United Nations Secretary General Antonio Guterres delivers the opening address at the 73rd session of the United Nations General Assembly at U.N. headquarters in New York, U.S., September 25, 2018. REUTERS/Shannon Stapleton

After Monday’s meeting with Ersin Tatar and the UN Secretary-General Antonio Guterres, President Anastasiades said he expected an announcement by the following day about the appointment of an envoy for the Cyprus problem. No announcement was made on Tuesday or Wednesday fuelling media speculation that the Turkish side had blocked this because it disagreed with the proposed remit of the envoy.

Reports suggested that while the Cyprus government wanted the appointment of a ‘representative’ accountable to the UN Security Council, the Turkish side wanted a ‘special envoy’, like Jane Holl Lute who stepped down recently, because they would be under the authority of the secretary-general. Ironically, the last two UN special representatives, Alexander Downer and Espen Barth Eide had both been targeted by Anastasiades and left on bad terms with his government.

There were also questions about what this envoy’s mission would be. Tatar wanted them restricted to dealing with specific issues such as confidence-building measures and ‘good neighbourliness’, in line with his two-state objective, whereas Anastasiades wanted them to facilitate a resumption of the talks, presumably for a federal settlement.

So why had Anastasiades expected the UNSG to make an announcement given the gulf separating him with Tatar about the representative’s/envoy’s mission? Had he misunderstood what was said at the meeting? The big question is why would Guterres appoint an envoy/representative when the two sides cannot agree what their mission will be?

The failure of his envoy, Jane Holl Lute, to break the deadlock for over two years was well-documented and crystallised at the informal conference in Geneva earlier in the year, at which the two sides confirmed the deadlock. Given this context, it would be a complete waste of time and resources for the UNSG to appoint an envoy to try to bridge the difference of two sides heading in opposite directions.

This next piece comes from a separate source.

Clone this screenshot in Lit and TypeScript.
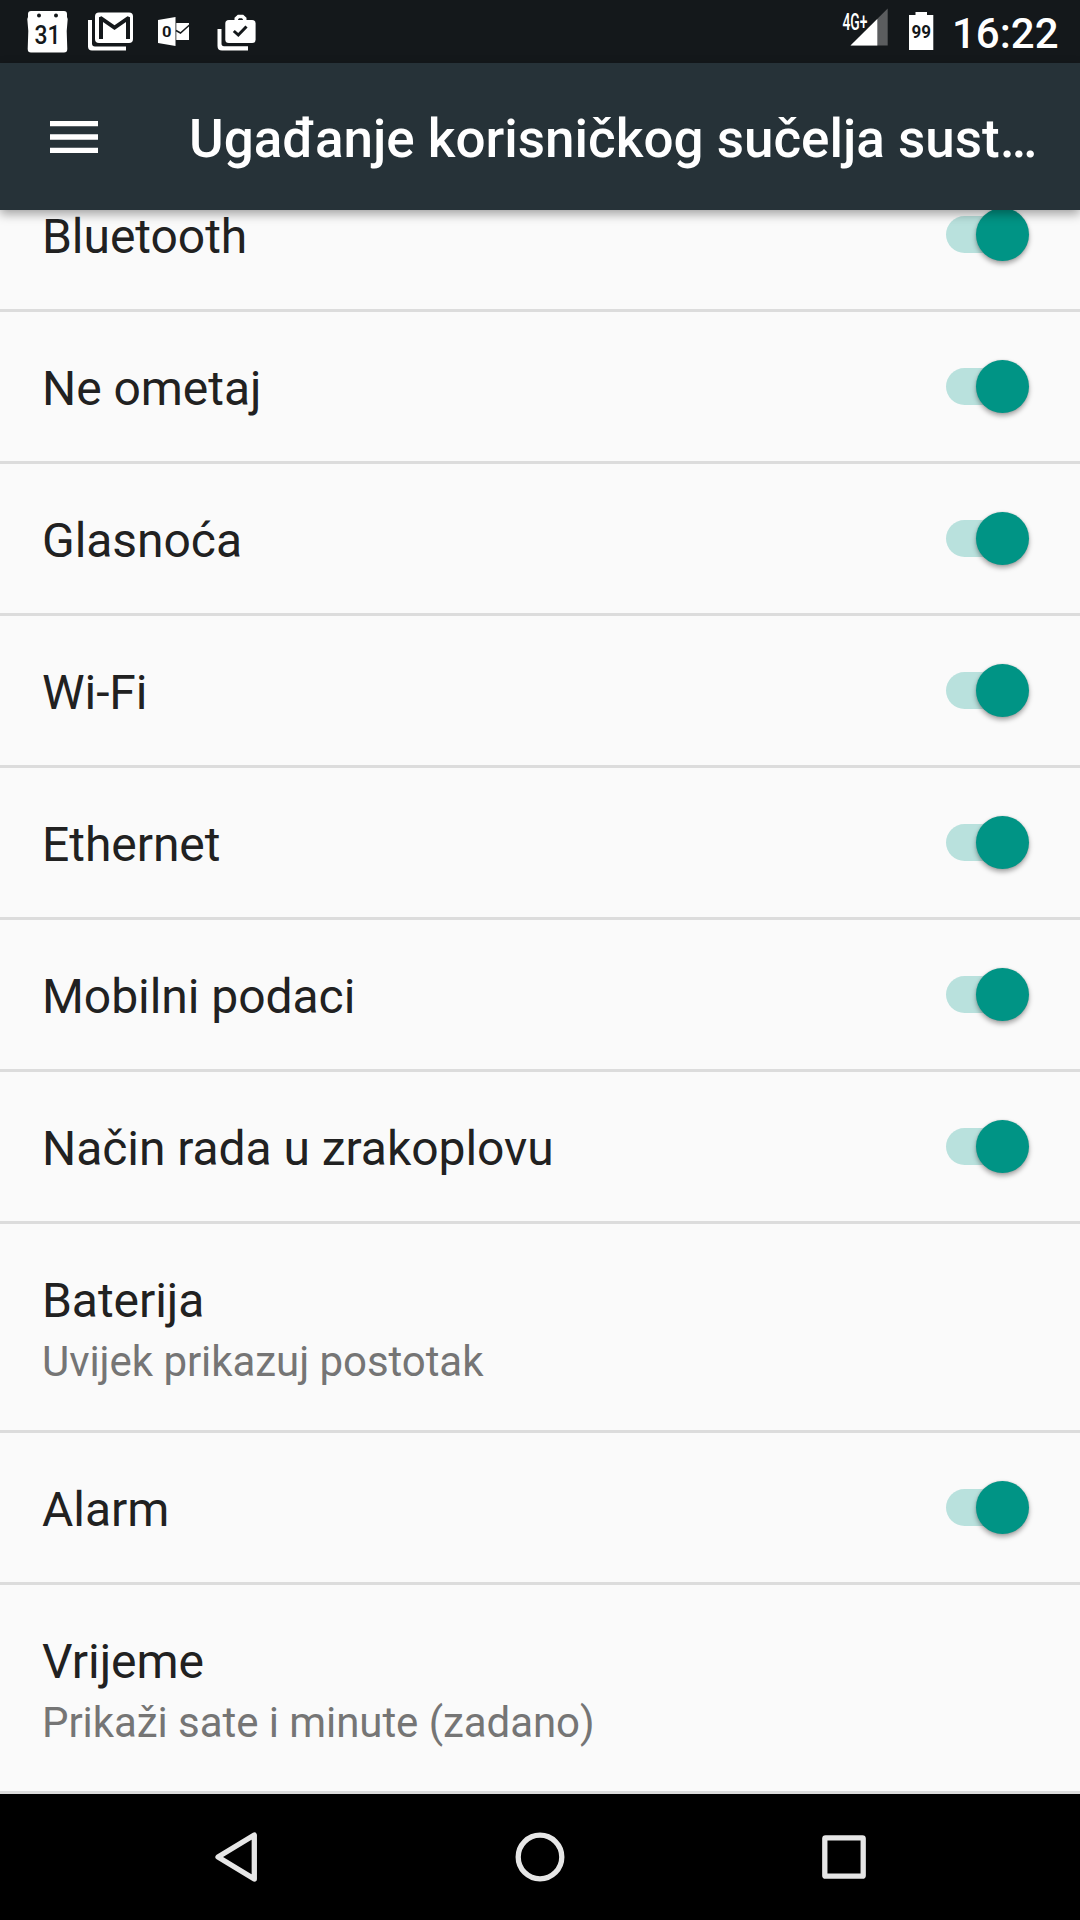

Perhaps the Cyprus government’s fear is that failure of the UNSG to appoint anyone would signal the beginning of the end of UN involvement in Cyprus. If Guterres decides there is no point in having a representative, the next step might be to close down the UN mission and withdraw the peacekeeping troops. There would be no justification for the UN presence when there is no chance of the two sides agreeing a deal. And after more than 50 years of failed peace efforts, nobody could blame the UN for finally leaving Cyprus.

Nobody has mentioned this possibility recently, but it is the direction in which things are heading.